Everyone agrees that the UK Institute of Fiscal Studies is great. It is perhaps best known for its commentary of macro budgetary issues, but it does a great deal of detailed top class research into the micro impact of different forms of taxation, and much more. Today it released its assessment of the different political parties’ plans for spending and taxation policy after the election. It makes two very important points: that the Conservatives plan much greater cuts than the other parties, and that there are important gaps in how much each party have told us about how they will achieve their aggregate plans (with probably the biggest ‘black hole’ with the Conservatives, although do not expect to hear that comment on the BBC).
At the same time as reading this document, I was also writing my next macromedia myths post, where I complain about the lack of media exposure given to the problem of the liquidity trap or Zero Lower Bound, and why this problem is central to the critique of austerity during a recession. So I thought I would just check that these terms appeared somewhere in the IFS document. They do not. All I can find is this paragraph:
“A lower level of borrowing would imply debt falling more quickly. This would have the benefits of leading to a lower level of debt interest payment and potentially leaving the UK better placed to deal with any future adverse event (such as the public finance challenge posed by an ageing population or any future recession). But reducing debt more quickly would also require more in the way of tax rises and/or spending cuts.”

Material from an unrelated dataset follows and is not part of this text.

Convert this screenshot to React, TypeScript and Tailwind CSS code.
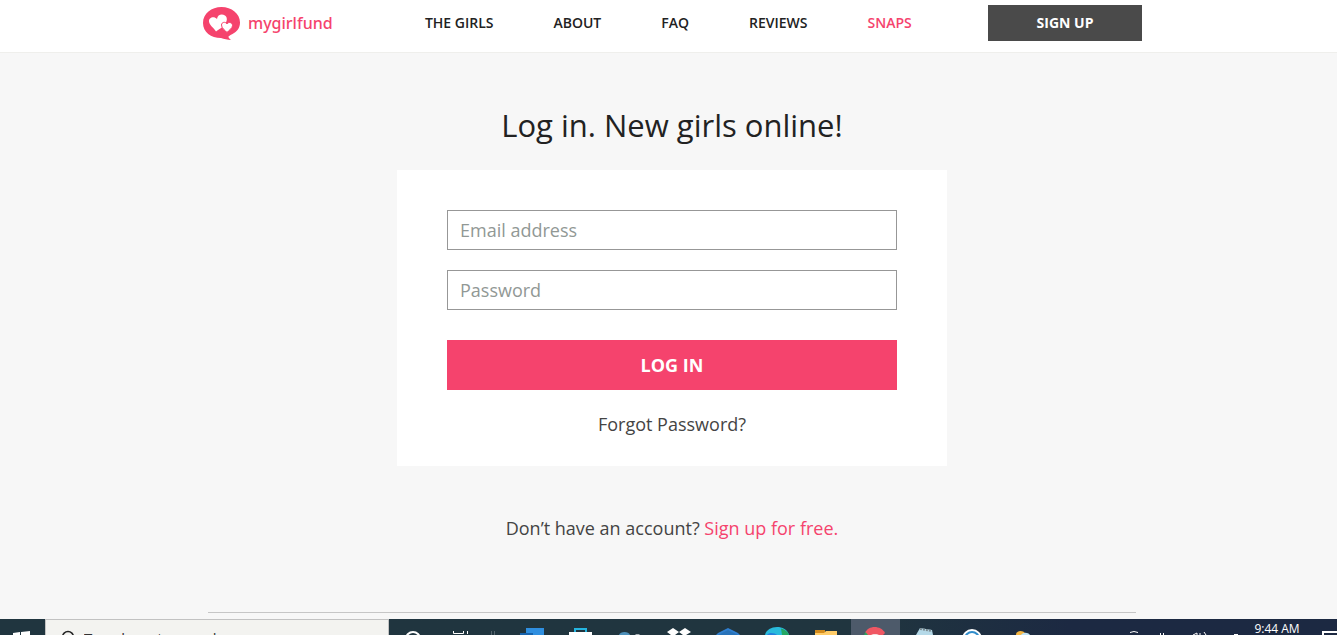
import type { ReactNode } from 'react'

const navLinks = [
  { label: 'THE GIRLS', href: '#girls' },
  { label: 'ABOUT', href: '#about' },
  { label: 'FAQ', href: '#faq' },
  { label: 'REVIEWS', href: '#reviews' },
  { label: 'SNAPS', href: '#snaps', active: true },
]

function Logo() {
  return (
    <a href="#home" className="flex items-center gap-2 text-[#f5436d]">
      <svg width="38" height="33" viewBox="0 0 38 33" aria-hidden="true">
        <path
          fill="#f5436d"
          d="M19.500 0C29.500 0 38 6.500 38 15.500C38 21 35 24.500 30.500 27C27.500 28.700 26 29.300 26.500 30.200C27 31.200 28 32 29 33C25.500 32.800 22 32 19 31C9 31 1 25 1 16C1 6.500 9.500 0 19.500 0Z"
        />
        <path
          fill="#fff"
          d="M14 24.500C12 21 7.500 18.500 7 14.500C6.500 10.500 12 8.500 15 12C15.500 7.500 20 6.500 23 8.500C26.500 11 24.500 16 21.500 19C19 21.500 16 22.500 14 24.500Z"
        />
        <path
          fill="#fff"
          stroke="#f5436d"
          strokeWidth="1"
          d="M25 25.500C23 23 19.500 21.500 19.500 18C19.500 15 23.500 14.300 25 17C26.500 14.300 30.500 15.500 30.500 18.500C30.500 21.500 27 23 25 25.500Z"
        />
      </svg>
      <span className="font-['Noto_Sans'] text-base font-medium leading-6">mygirlfund</span>
    </a>
  )
}

function Header() {
  return (
    <header className="border-b border-[#efefec] bg-white pl-[7px]">
      <div className="mx-auto flex w-full max-w-[940px] items-center justify-between pb-[11px] pt-[5px]">
        <Logo />
        <nav className="flex gap-15 pl-4">
          {navLinks.map((l) => (
            <a
              key={l.label}
              href={l.href}
              className={l.active ? 'text-sm font-semibold text-[#f5436d]' : 'text-sm font-semibold text-[#222]'}
            >
              {l.label}
            </a>
          ))}
        </nav>
        <a href="#signup" className="w-[154px] bg-[#4a4a4a] py-2 text-center text-sm font-bold text-white">
          SIGN UP
        </a>
      </div>
    </header>
  )
}

function LoginForm() {
  return (
    <form className="w-full max-w-[550px] bg-white px-[50px] pb-7 pt-10" onSubmit={(e) => e.preventDefault()}>
      <input
        type="email"
        aria-label="Email address"
        placeholder="Email address"
        className="block h-10 w-full border border-[#979797] px-3 text-lg placeholder:text-[#919895]"
      />
      <input
        type="password"
        aria-label="Password"
        placeholder="Password"
        className="mt-5 block h-10 w-full border border-[#979797] px-3 text-lg placeholder:text-[#919895]"
      />
      <button type="submit" className="mt-[30px] block h-[50px] w-full bg-[#f5436d] text-lg font-bold text-white">
        LOG IN
      </button>
      <p className="mt-5 text-center text-lg text-[#444]">
        <a href="#forgot">Forgot Password?</a>
      </p>
    </form>
  )
}

function TaskButton({ label, active, children }: { label: string; active?: boolean; children: ReactNode }) {
  return (
    <button
      type="button"
      aria-label={label}
      className={active ? 'flex h-4 w-[49px] justify-center bg-[#4d5a6a]' : 'flex h-4 w-[49px] justify-center'}
    >
      <svg width="28" height="16" viewBox="0 0 28 16" aria-hidden="true">
        {children}
      </svg>
    </button>
  )
}

function Taskbar() {
  return (
    <footer className="flex h-4 items-start overflow-hidden bg-linear-to-r from-[#20353f] from-65% to-[#1c2942] to-80%">
      <button type="button" aria-label="Start" className="flex h-4 w-[45px] justify-center">
        <svg width="20" height="16" viewBox="0 0 20 16" aria-hidden="true">
          <path fill="#fff" d="M0 14L7 13V16H0ZM8 13L17 12V16H8Z" />
        </svg>
      </button>
      <div className="flex h-[38px] w-[344px] items-center gap-2 border border-[#c2c2c2] bg-[#f3f3f0] pl-[14px]">
        <svg width="16" height="16" viewBox="0 0 16 16" fill="none" stroke="#222" strokeWidth="1.500" aria-hidden="true">
          <circle cx="8" cy="7" r="5.500" />
          <path d="M4 11L0 16" />
        </svg>
        <input
          type="search"
          aria-label="Type here to search"
          placeholder="Type here to search"
          className="w-64 text-[15px] leading-5 placeholder:text-[#333]"
        />
      </div>
      <TaskButton label="Cortana">
        <circle cx="13" cy="20" r="7" fill="none" stroke="#fff" strokeWidth="2" />
      </TaskButton>
      <TaskButton label="Task view">
        <path fill="none" stroke="#fff" d="M4.500 12V14.500H14.500V12M18.500 12V15" />
      </TaskButton>
      <svg width="21" height="16" viewBox="0 0 21 16" aria-hidden="true">
        <path stroke="#53636c" d="M4.500 12V16M7.500 12V16" />
      </svg>
      <TaskButton label="Outlook">
        <path fill="#2f8fe0" d="M7 9H25V16H7Z" />
        <path fill="#1763ad" d="M1 14H14V16H1Z" />
      </TaskButton>
      <TaskButton label="Store">
        <path fill="none" stroke="#25b5e0" strokeWidth="2" d="M7 14V10H18V14" />
        <path fill="#fff" d="M1 13H24V16H1Z" />
      </TaskButton>
      <TaskButton label="Media">
        <path fill="#4d90ba" d="M2 16C3 12 12 12 13 16Z" />
        <path fill="#aab2b8" d="M18 16L19 15H22L23 16Z" />
      </TaskButton>
      <TaskButton label="Dropbox">
        <path fill="#fff" d="M1 13L7 9L13 13L19 9L25 13L20 16H17L13 13L9 16H5Z" />
      </TaskButton>
      <TaskButton label="Mail">
        <path fill="#2f7fd0" d="M1 16L3 14L13 9L23 14L25 16Z" />
        <path fill="#2872b8" d="M3 16L13 11L23 16Z" />
      </TaskButton>
      <TaskButton label="Edge">
        <path fill="#29bbdc" d="M1 16C3 6 22 5 25 16Z" />
        <path fill="#24a763" d="M17 9.500C22 11 24 13 25 16H18Z" />
        <path fill="#2580dc" d="M3 16C5 13 11 14 13 16Z" />
      </TaskButton>
      <TaskButton label="File explorer">
        <path fill="#d38b1d" d="M2 11H12V14H2Z" />
        <path fill="#ffcc68" d="M2 14H11L13 12H24V16H2Z" />
      </TaskButton>
      <TaskButton label="Chrome" active>
        <path fill="#f05763" d="M3 14C6 6 19 6 23 14L21 16H5Z" />
        <path fill="#2ca45d" d="M2 16L3.500 13L6 16Z" />
        <path fill="#f4dcdc" d="M9 16C10 14.500 16 14.500 17 16Z" />
      </TaskButton>
      <TaskButton label="Notepad">
        <path fill="#b5d9e8" d="M9 9L21 11L22 16H5Z" />
        <path stroke="#7b8a90" strokeWidth="2" strokeDasharray="2 1" d="M9 10L21 12" />
      </TaskButton>
      <TaskButton label="Browser">
        <circle cx="12" cy="20" r="10" fill="#fff" />
        <circle cx="12" cy="20" r="7" fill="none" stroke="#318dcb" strokeWidth="2" />
      </TaskButton>
      <TaskButton label="Weather">
        <path fill="#f5b642" d="M7 16C7 11 14 11 16 14L14 16Z" />
        <path fill="#bfe2f5" d="M12 16C14 13 19 13 21 16Z" />
      </TaskButton>
      <div className="ml-auto flex h-4 items-start">
        <svg width="118" height="16" viewBox="0 0 118 16" fill="none" stroke="#fff" aria-hidden="true">
          <path d="M0 13.500Q4 11.500 8 13.500" />
          <path d="M30.500 14V16M33.500 14V16" />
          <path d="M63 16L67 14V16M70 14V16M74 13L76 16" />
          <path d="M104 15.500H108" />
        </svg>
        <time className="mt-1 w-[58px] text-center text-xs leading-3 text-white">9:44 AM</time>
        <svg width="31" height="16" viewBox="0 0 31 16" aria-hidden="true">
          <path fill="none" stroke="#fff" strokeWidth="2" d="M17 16V13H31" />
        </svg>
      </div>
    </footer>
  )
}

export default function App() {
  return (
    <div className="flex min-h-screen flex-col bg-[#f7f7f7] font-['Open_Sans','Noto_Sans',sans-serif]">
      <Header />
      <main className="flex flex-1 flex-col items-center pl-[7px]">
        <h1 className="mb-6 mt-[51px] text-center text-[31px] leading-[42px] text-[#222]">
          Log in. New girls online!
        </h1>
        <LoginForm />
        <p className="mt-12 text-lg text-[#444]">
          Don’t have an account?{' '}
          <a href="#signup" className="text-[#f5436d]">
            Sign up for free.
          </a>
        </p>
        <hr className="mt-auto mb-[6px] w-full max-w-[928px] border-[#c6c6c6]" />
      </main>
      <Taskbar />
    </div>
  )
}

If I have missed a section where the risks of rapid deficit reduction when interest rates are still so low are discussed, I shall remove this post. But if such a discussion is indeed absent, I think I can reasonably complain. Why has the IFS chosen to go long on numbers, and short on ideas? Their analysis is a key resource for the media, and so if the IFS do not even mention such basic macro points when discussing macro policy, it becomes a little less surprising that the media also ignores them.
I have always tried to emphasise that I regard the mediamacro problem as a system failure, rather than a problem with particular newspapers or journalists or editors. I have also tried to stress that I remain unclear as to what the critical drivers of this problem are: a biased print media, the role of the City or something else. That something else could potentially include, at least in the UK, the way academic ideas fail to be transmitted to the media by academic think tanks.